Comento que nunca um nome combinou tão pouco com uma pessoa. E fico envergonhado quando ela diz, sempre em italiano, que é uma pena pensar assim.”
Infelizmente, lá pelas tantas, o autor acaba imprimindo no texto algumas suspeições a respeito da relação deles que deixa essa singular intimidade correndo risco de se tornar um enigma do tipo “e aí, comeu?”. Uma derrapada, mas não deixa de ser um bom livro por isso.
O que une esse romance a Pobres Criaturas me motiva a citá-lo é uma espécie de fraqueza dos autores perante as próprias personagens, como se não resistissem, eles mesmos, a importunar as mulheres que criaram.
A propósito, assim como Brava Serena, Pobres Criaturas é um romance escrito por um homem (o escocês Alasdair Gray), que foi adaptado ao cinema por outros homens, o roteirista australiano Tony McNamara e o já citado Lanthimos.
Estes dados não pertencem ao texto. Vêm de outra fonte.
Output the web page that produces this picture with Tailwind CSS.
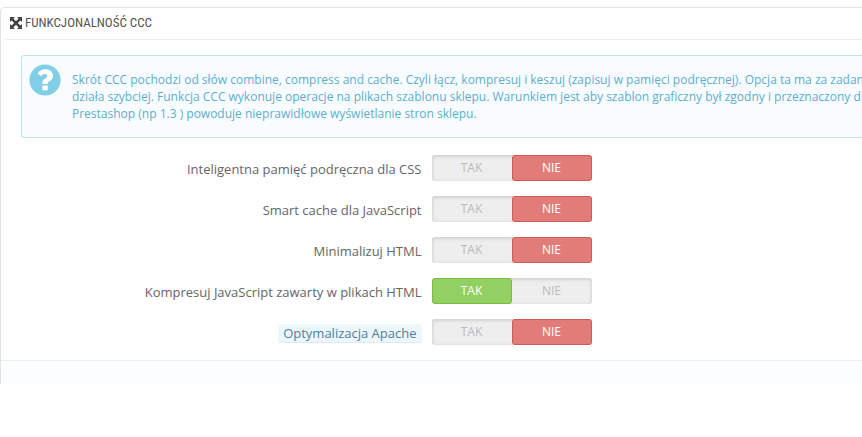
<!DOCTYPE html>
<html lang="pl">
<head>
<meta charset="utf-8">
<meta name="viewport" content="width=device-width, initial-scale=1">
<title>Funkcjonalność CCC</title>
<script src="https://cdn.jsdelivr.net/npm/@tailwindcss/browser@4"></script>
</head>
<body class="bg-white pt-[7px] font-['Open_Sans','Noto_Sans',sans-serif] text-[#666]">
<form class="overflow-hidden rounded-tl-[5px] border-t border-l border-[#e1e2e4]">
  <h3 class="ml-1 flex h-8 items-center gap-[3px] border-b border-[#eee] pb-[2px] pl-[5px] font-['Ubuntu_Condensed','Roboto_Condensed','Liberation_Sans_Narrow',sans-serif] text-[13px] font-normal text-[#555] uppercase">
    <svg class="size-3" viewBox="0 0 12 12" fill="#444" aria-hidden="true">
      <path d="M0 0h5L3.4 1.6 6 4.2l2.6-2.6L7 0h5v5l-1.6-1.6L7.8 6l2.6 2.6L12 7v5H7l1.6-1.6L6 7.8l-2.6 2.6L5 12H0V7l1.600 1.600L4.200 6 1.600 3.400 0 5z"/>
    </svg>
    Funkcjonalność CCC
  </h3>

  <div class="mt-[15px] ml-5 flex h-[83px] items-start overflow-hidden rounded-l-[3px] border-y border-l border-[#bfe6ee] bg-[#f8fcff] pl-[7px] text-[12px] leading-[17px] whitespace-nowrap text-[#5bafce]">
    <svg class="mt-2 size-8 shrink-0" viewBox="0 0 32 32" aria-hidden="true">
      <circle cx="16" cy="16" r="15.600" fill="#81cfe6"/>
      <path d="M8.600 9.800C10.200 7 12.800 5.300 16.200 5.300c4.400 0 7.800 2.600 7.800 6.500 0 2.700-1.400 4.200-3.400 5.500-1.500 1-1.900 1.400-1.900 2.700h-5.400v-.8c0-2.400 1.200-3.700 3-4.900 1.300-.8 1.900-1.300 1.900-2.300 0-1.200-1-1.900-2.400-1.900-1.500 0-2.500.8-3.500 2.200zM13.300 21.600h5.400v4.700h-5.400z" fill="#fff"/>
    </svg>
    <p class="mt-[15px] ml-[11px]">Skrót CCC pochodzi od słów combine, compress and cache. Czyli łącz, kompresuj i keszuj (zapisuj w pamięci podręcznej). Opcja ta ma za zadan<br>działa szybciej. Funkcja CCC wykonuje operacje na plikach szablonu sklepu. Warunkiem jest aby szablon graficzny był zgodny i przeznaczony d<br>Prestashop (np 1.3 ) powoduje nieprawidłowe wyświetlanie stron sklepu.</p>
  </div>

  <div class="flex flex-col gap-[14px] pt-[17px] pb-[14px] text-[13px]">
    <div class="flex h-[27px]" role="radiogroup" aria-labelledby="l1">
      <div class="flex w-1/2 items-center justify-end pt-[3px] pr-[10px]"><span id="l1">Inteligentna pamięć podręczna dla CSS</span></div>
      <div class="grid h-[26px] w-40 grid-cols-2 rounded-[3px] bg-[#eee] text-[12px] text-[#bbb] inset-shadow-[0_1px_3px_1px_#d2d2d2]">
        <label class="flex items-center justify-center rounded-[3px] border border-transparent has-checked:border-[#79bd3c] has-checked:bg-[#92d063] has-checked:text-white"><input class="sr-only" type="radio" name="css" value="1">TAK</label>
        <label class="flex items-center justify-center rounded-[3px] border border-transparent has-checked:border-[#cf5953] has-checked:bg-[#e27c79] has-checked:text-white"><input class="sr-only" type="radio" name="css" value="0" checked>NIE</label>
      </div>
    </div>
    <div class="flex h-[27px]" role="radiogroup" aria-labelledby="l2">
      <div class="flex w-1/2 items-center justify-end pt-[3px] pr-[10px]"><span id="l2">Smart cache dla JavaScript</span></div>
      <div class="grid h-[26px] w-40 grid-cols-2 rounded-[3px] bg-[#eee] text-[12px] text-[#bbb] inset-shadow-[0_1px_3px_1px_#d2d2d2]">
        <label class="flex items-center justify-center rounded-[3px] border border-transparent has-checked:border-[#79bd3c] has-checked:bg-[#92d063] has-checked:text-white"><input class="sr-only" type="radio" name="js" value="1">TAK</label>
        <label class="flex items-center justify-center rounded-[3px] border border-transparent has-checked:border-[#cf5953] has-checked:bg-[#e27c79] has-checked:text-white"><input class="sr-only" type="radio" name="js" value="0" checked>NIE</label>
      </div>
    </div>
    <div class="flex h-[27px]" role="radiogroup" aria-labelledby="l3">
      <div class="flex w-1/2 items-center justify-end pt-[3px] pr-[10px]"><span id="l3">Minimalizuj HTML</span></div>
      <div class="grid h-[26px] w-40 grid-cols-2 rounded-[3px] bg-[#eee] text-[12px] text-[#bbb] inset-shadow-[0_1px_3px_1px_#d2d2d2]">
        <label class="flex items-center justify-center rounded-[3px] border border-transparent has-checked:border-[#79bd3c] has-checked:bg-[#92d063] has-checked:text-white"><input class="sr-only" type="radio" name="html" value="1">TAK</label>
        <label class="flex items-center justify-center rounded-[3px] border border-transparent has-checked:border-[#cf5953] has-checked:bg-[#e27c79] has-checked:text-white"><input class="sr-only" type="radio" name="html" value="0" checked>NIE</label>
      </div>
    </div>
    <div class="flex h-[27px]" role="radiogroup" aria-labelledby="l4">
      <div class="flex w-1/2 items-center justify-end pt-[3px] pr-[10px]"><span id="l4">Kompresuj JavaScript zawarty w plikach HTML</span></div>
      <div class="grid h-[26px] w-40 grid-cols-2 rounded-[3px] bg-[#eee] text-[12px] text-[#bbb] inset-shadow-[0_1px_3px_1px_#d2d2d2]">
        <label class="flex items-center justify-center rounded-[3px] border border-transparent has-checked:border-[#79bd3c] has-checked:bg-[#92d063] has-checked:text-white"><input class="sr-only" type="radio" name="inline" value="1" checked>TAK</label>
        <label class="flex items-center justify-center rounded-[3px] border border-transparent has-checked:border-[#cf5953] has-checked:bg-[#e27c79] has-checked:text-white"><input class="sr-only" type="radio" name="inline" value="0">NIE</label>
      </div>
    </div>
    <div class="flex h-[27px]" role="radiogroup" aria-labelledby="l5">
      <div class="flex w-1/2 items-center justify-end pt-[2px] pr-[10px]"><span id="l5" class="rounded-[3px] border-b border-[#dcebf3] bg-[#edf7fb] px-[5px] leading-[18px] text-[#4b7f9f]">Optymalizacja Apache</span></div>
      <div class="grid h-[26px] w-40 grid-cols-2 rounded-[3px] bg-[#eee] text-[12px] text-[#bbb] inset-shadow-[0_1px_3px_1px_#d2d2d2]">
        <label class="flex items-center justify-center rounded-[3px] border border-transparent has-checked:border-[#79bd3c] has-checked:bg-[#92d063] has-checked:text-white"><input class="sr-only" type="radio" name="apache" value="1">TAK</label>
        <label class="flex items-center justify-center rounded-[3px] border border-transparent has-checked:border-[#cf5953] has-checked:bg-[#e27c79] has-checked:text-white"><input class="sr-only" type="radio" name="apache" value="0" checked>NIE</label>
      </div>
    </div>
  </div>

  <div class="h-6 border-t border-[#eee] bg-[#fcfdfe]"></div>
</form>
</body>
</html>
Não estou propondo, é claro, que nós homens não possamos escrever sobre mulheres, só que é importante ter em conta que todo acumulado de ser homem na nossa cabeça provavelmente vai interferir na produção, e aí vai de cada um ver como prefere lidar com isso.
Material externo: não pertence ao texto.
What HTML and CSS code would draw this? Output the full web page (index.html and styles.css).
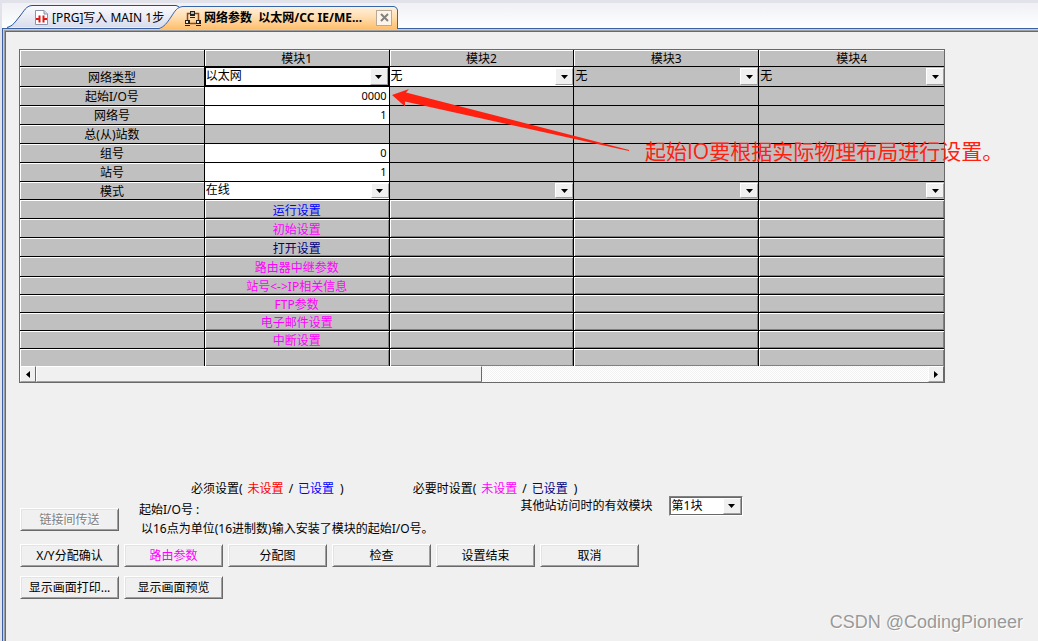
FILE: index.html
```html
<!DOCTYPE html>
<html lang="zh-CN">
<head>
<meta charset="utf-8">
<title>网络参数</title>
<link rel="stylesheet" href="styles.css">
</head>
<body>
<nav class="tabs">
  <div class="tab tab-program">
    <svg class="tab-shape" width="176" height="23" viewBox="0 0 176 23" aria-hidden="true">
      <defs><linearGradient id="g1" x1="0" y1="0" x2="0" y2="1"><stop offset="0" stop-color="#fbfbfe"/><stop offset="1" stop-color="#d8dbec"/></linearGradient></defs>
      <path d="M0 22.5 C6 21 8 17 13 11 C17 6 19 1 25 .5 H169 Q172 1 174 4 V22.5" fill="url(#g1)" stroke="#1c4f9c"/>
    </svg>
    <button class="tab-label" type="button">
      <svg width="13" height="15" viewBox="0 0 13 15" aria-hidden="true"><path d="M.5 .5H9L12.500 4V14.500H.5Z" fill="#fff" stroke="#8a94a8"/><path d="M9 .5V4H12.500" fill="#d5dbe6" stroke="#8a94a8"/><path d="M1 9H4M9 9H12" stroke="#e01818" stroke-width="2" fill="none"/><path d="M4.500 5.500V12.500M8.500 5.500V12.500" stroke="#e01818" stroke-width="2" fill="none"/></svg>
      <span>[PRG]写入 MAIN 1步</span>
    </button>
  </div>
  <div class="tab tab-network">
    <svg class="tab-shape" width="239" height="23" viewBox="0 0 239 23" aria-hidden="true">
      <defs><linearGradient id="g2" x1="0" y1="0" x2="0" y2="1"><stop offset="0" stop-color="#fff1df"/><stop offset=".5" stop-color="#ffdcae"/><stop offset="1" stop-color="#ffbf6c"/></linearGradient></defs>
      <path d="M0 22.500 C5 21 8 17 12 11 C16 5 18 1 24 .5 H235 Q238 1 238.500 4 V23 H0Z" fill="url(#g2)"/>
      <path d="M0 22.500 C5 21 8 17 12 11 C16 5 18 1 24 .5 H235 Q238 1 238.500 4 V23" fill="none" stroke="#3565ab"/>
    </svg>
    <button class="tab-label" type="button">
      <svg width="16" height="16" viewBox="0 0 16 16" aria-hidden="true"><path d="M6 3.500H2.500V11M10 3.500H13.500V11M5 13.500H11" fill="none" stroke="#8a4a18" stroke-width="1.500"/><path d="M5 1H10V6H5Z" fill="#222"/><path d="M6 2H9V4H6Z" fill="#b9b9b9"/><path d="M5 7.500H10" stroke="#222"/><path d="M0 10H5V14H0ZM11 10H16V14H11Z" fill="#222"/><path d="M1 11H3V13H1ZM12 11H14V13H12Z" fill="#e8e8e8"/><path d="M0 15.500H5M11 15.500H16" stroke="#222"/></svg>
      <span>网络参数&nbsp; 以太网/CC IE/ME...</span>
    </button>
    <button class="tab-close" type="button" aria-label="关闭"><svg width="9" height="9" viewBox="0 0 9 9" aria-hidden="true"><path d="M1 1L8 8M8 1L1 8" stroke="#85817c" stroke-width="2"/></svg></button>
  </div>
</nav>

<main class="panel">
  <div class="grid-frame">
    <table class="grid">
      <thead>
        <tr class="h17"><th></th><th>模块1</th><th>模块2</th><th>模块3</th><th>模块4</th></tr>
      </thead>
      <tbody>
        <tr class="h20"><th scope="row">网络类型</th>
          <td class="white"><span class="combo focused"><select aria-label="模块1 网络类型"><option>以太网</option></select></span></td>
          <td class="white"><span class="combo"><select aria-label="模块2 网络类型"><option>无</option></select></span></td>
          <td><span class="combo"><select aria-label="模块3 网络类型"><option>无</option></select></span></td>
          <td><span class="combo"><select aria-label="模块4 网络类型"><option>无</option></select></span></td></tr>
        <tr class="h19"><th scope="row">起始I/O号</th><td class="white"><input class="num" aria-label="起始I/O号" value="0000"></td><td></td><td></td><td></td></tr>
        <tr class="h19"><th scope="row">网络号</th><td class="white"><input class="num" aria-label="网络号" value="1"></td><td></td><td></td><td></td></tr>
        <tr class="h19"><th scope="row">总(从)站数</th><td></td><td></td><td></td><td></td></tr>
        <tr class="h19"><th scope="row">组号</th><td class="white"><input class="num" aria-label="组号" value="0"></td><td></td><td></td><td></td></tr>
        <tr class="h19"><th scope="row">站号</th><td class="white"><input class="num" aria-label="站号" value="1"></td><td></td><td></td><td></td></tr>
        <tr class="h18"><th scope="row">模式</th>
          <td class="white"><span class="combo"><select aria-label="模块1 模式"><option>在线</option></select></span></td>
          <td><span class="combo"><select aria-label="模块2 模式"><option></option></select></span></td>
          <td><span class="combo"><select aria-label="模块3 模式"><option></option></select></span></td>
          <td><span class="combo"><select aria-label="模块4 模式"><option></option></select></span></td></tr>
        <tr class="h19 raised"><th></th><td><button class="cell blue" type="button">运行设置</button></td><td></td><td></td><td></td></tr>
        <tr class="h19 raised"><th></th><td><button class="cell magenta" type="button">初始设置</button></td><td></td><td></td><td></td></tr>
        <tr class="h19 raised"><th></th><td><button class="cell navy" type="button">打开设置</button></td><td></td><td></td><td></td></tr>
        <tr class="h20 raised"><th></th><td><button class="cell magenta" type="button">路由器中继参数</button></td><td></td><td></td><td></td></tr>
        <tr class="h18 raised"><th></th><td><button class="cell magenta" type="button">站号&lt;-&gt;IP相关信息</button></td><td></td><td></td><td></td></tr>
        <tr class="h18 raised"><th></th><td><button class="cell magenta" type="button">FTP参数</button></td><td></td><td></td><td></td></tr>
        <tr class="h18 raised"><th></th><td><button class="cell magenta" type="button">电子邮件设置</button></td><td></td><td></td><td></td></tr>
        <tr class="h18 raised"><th></th><td><button class="cell magenta" type="button">中断设置</button></td><td></td><td></td><td></td></tr>
        <tr class="h17 raised last"><th></th><td></td><td></td><td></td><td></td></tr>
      </tbody>
    </table>
    <div class="scrollbar">
      <button class="scroll-btn" type="button" aria-label="向左滚动"><svg width="4" height="7" viewBox="0 0 4 7" aria-hidden="true"><path d="M4 0V7L0 3.500Z"/></svg></button>
      <div class="track"><div class="thumb"></div></div>
      <button class="scroll-btn" type="button" aria-label="向右滚动"><svg width="4" height="7" viewBox="0 0 4 7" aria-hidden="true"><path d="M0 0V7L4 3.500Z"/></svg></button>
    </div>
  </div>

  <section class="legend">
    <p class="legend-item"><span>必须设置(</span><span class="red">未设置</span><span>/</span><span class="blue">已设置</span><span>)</span></p>
    <p class="legend-item"><span>必要时设置(</span><span class="magenta">未设置</span><span>/</span><span class="navy">已设置</span><span>)</span></p>
  </section>

  <section class="info">
    <button class="btn" type="button" disabled>链接间传送</button>
    <div class="hint"><p>起始I/O号 :</p><p>以16点为单位(16进制数)输入安装了模块的起始I/O号。</p></div>
    <div class="valid">
      <label for="valid-module">其他站访问时的有效模块</label>
      <span class="combo boxed"><select id="valid-module"><option>第1块</option></select></span>
    </div>
  </section>

  <section class="actions">
    <button class="btn" type="button">X/Y分配确认</button>
    <button class="btn magenta" type="button">路由参数</button>
    <button class="btn" type="button">分配图</button>
    <button class="btn" type="button">检查</button>
    <button class="btn" type="button">设置结束</button>
    <button class="btn" type="button">取消</button>
  </section>
  <section class="actions">
    <button class="btn" type="button">显示画面打印...</button>
    <button class="btn" type="button">显示画面预览</button>
  </section>
</main>

<svg class="arrow" width="237" height="18" viewBox="0 0 237 18" aria-hidden="true"><path d="M0 6L17 0L14 3.500L237 61L237 62L13 12.500L13 17.500Z" fill="#ff2010"/></svg>
<p class="note">起始IO要根据实际物理布局进行设置。</p>
<p class="watermark">CSDN @CodingPioneer</p>
</body>
</html>
```

FILE: styles.css
```css
* { box-sizing: border-box; }

body {
  position: relative;
  display: flex;
  flex-direction: column;
  min-height: 100vh;
  margin: 0;
  padding-left: 2px;
  background: #e1e2ea;
  color: #000;
  font: 12px/14px "Noto Sans", "Noto Sans CJK SC", sans-serif;
}

p { margin: 0; }
button, input, select { margin: 0; padding: 0; border: 0; border-radius: 0; background: none; color: inherit; font: inherit; }
button { white-space: nowrap; }

.red { color: #f00; }
.blue { color: #00f; }
.navy { color: #000080; }
.magenta { color: #f0f; }

/* Document tabs */
.tabs {
  display: flex;
  align-items: flex-end;
  height: 25px;
  margin-top: 3px;
  padding-left: 5px;
  background: linear-gradient(#f1f1f5, #fdfeff);
}
.tab { position: relative; display: flex; align-items: center; height: 23px; }
.tab-program { width: 176px; padding-left: 28px; }
.tab-network { z-index: 1; width: 239px; margin: 0 0 -1px -24px; padding-left: 26px; padding-right: 6px; justify-content: space-between; font-weight: 700; }
.tab-shape { position: absolute; top: 0; left: 0; }
.tab-label { position: relative; display: flex; align-items: center; gap: 4px; padding-top: 2px; }
.tab-network .tab-label { gap: 3px; padding-top: 0; }
.tab-close { position: relative; display: flex; align-items: center; justify-content: center; width: 16px; height: 16px; border: 1px solid #b8aa98; background: #fdf5ea; }

/* Work area */
.panel {
  flex: 1;
  padding: 20px 93px 24px 16px;
  border: solid #3a62a3;
  border-width: 1px 0 0 1px;
  background: #f0f0f0;
  box-shadow: inset 1px 1px #f5c48c, inset 2px 2px #a0a0a0, inset 3px 3px #696969;
}

/* Parameter grid */
.grid-frame { border: 1px solid #696969; }
.grid { width: 100%; border-spacing: 0; table-layout: fixed; background: #c0c0c0; }
.grid th, .grid td { padding: 0; border: solid #000; border-width: 0 1px 1px 0; font-weight: 400; vertical-align: middle; }
.grid th { padding-top: 2px; box-shadow: inset 1px 1px #fff; text-align: center; }
.grid tr > :last-child { border-right: 0; }
.grid .raised td { box-shadow: inset 1px 1px #fff, inset -1px -1px #808080; }
.grid .last > * { border-bottom: 0; }
.grid .white { background: #fff; }
.h17 > * { height: 17px; }
.h18 > * { height: 18px; }
.h19 > * { height: 19px; }
.h20 > * { height: 20px; }
.num { display: block; width: 100%; height: 16px; padding: 0 2px 2px 0; font-size: 11px; line-height: 14px; text-align: right; }
.cell { display: block; width: 100%; height: 17px; padding-top: 2px; line-height: 15px; text-align: center; }

.combo { position: relative; display: block; height: 17px; }
.h20 .combo { height: 19px; }
.combo select { display: block; width: 100%; height: 100%; padding: 0 18px 1px 1px; appearance: none; outline: 0; }
.combo::after {
  content: "";
  position: absolute;
  top: 1px;
  right: 0;
  bottom: 1px;
  width: 16px;
  border: 1px solid #fff;
  border-right-color: #a0a0a0;
  border-bottom-color: #a0a0a0;
  background: #f0f0f0 url("data:image/svg+xml,%3Csvg xmlns='http://www.w3.org/2000/svg' width='7' height='4'%3E%3Cpath d='M0 0H7L3.5 4Z'/%3E%3C/svg%3E") center no-repeat;
  pointer-events: none;
}
.focused { box-shadow: inset 0 0 0 1px #000; }
.focused::after { right: 1px; }

.scrollbar { display: flex; height: 16px; }
.scroll-btn, .thumb { border: 1px solid #fff; border-right-color: #696969; border-bottom-color: #a0a0a0; background: #f0f0f0; }
.scroll-btn { display: flex; align-items: center; justify-content: center; width: 16px; }
.track { flex: 1; background: repeating-conic-gradient(#fff 0 25%, #f2f2f2 0 50%) 0 0 / 2px 2px; }
.thumb { width: 50%; height: 100%; }

/* Legend and hints */
.legend { display: flex; gap: 69px; margin: 99px 0 0 172px; }
.legend-item { display: flex; gap: 5px; white-space: nowrap; }
.legend-item :last-child { padding-left: 1px; }

.info { display: flex; align-items: flex-start; gap: 20px; margin-left: 1px; }
.info .btn { margin-top: 12px; }
.hint { display: grid; gap: 5px; padding-top: 7px; white-space: nowrap; }
.hint p + p { padding-left: 2px; }
.valid { display: flex; align-items: center; gap: 16px; margin-left: 67px; white-space: nowrap; }
.boxed { width: 74px; height: 20px; border: 1px solid #808080; border-right-color: #fff; border-bottom-color: #fff; background: #fff; box-shadow: inset 0 0 0 1px #696969; }
.boxed select { padding: 0 18px 0 2px; }
.boxed::after { right: 1px; }

/* Push buttons */
.actions { display: flex; gap: 5px; margin: 8px 0 0 1px; }
.actions + .actions { margin-top: 9px; }
.btn {
  flex: none;
  width: 99px;
  height: 23px;
  border: 1px solid #fff;
  border-right-color: #696969;
  border-bottom-color: #696969;
  background: #f0f0f0;
  box-shadow: inset 1px 1px #e3e3e3, inset -1px -1px #a0a0a0;
}
.btn:disabled { color: #808080; text-shadow: 1px 1px #fff; }

/* Overlaid annotation */
.arrow { position: absolute; top: 89px; left: 392px; overflow: visible; pointer-events: none; }
.note { position: absolute; top: 137px; left: 645px; color: #ff2010; font-family: "Open Sans", "Noto Sans CJK SC", sans-serif; font-size: 21px; line-height: 28px; white-space: nowrap; }
.watermark { position: absolute; right: 15px; bottom: 8px; color: #999; font-family: "Liberation Sans", sans-serif; font-size: 18px; line-height: 22px; text-shadow: 1px 1px #fff; }
```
Penso em personagens femininas que tem essa mesma característica de se destacarem perante os olhos alheios e foram escritas por mulheres, como a Tsugumi de Banana Yoshimoto, a Nadine de Luiza Romão ou a Lila da tetralogia A Amiga Genial, de Elena Ferrante. Elas não são mais virtuosas nem mais afortunadas que Serena ou Bella. Pelo contrário, podem até sofrer mais ou serem mais difíceis, o que em termos de construção de personagens, tende a ser um sucesso.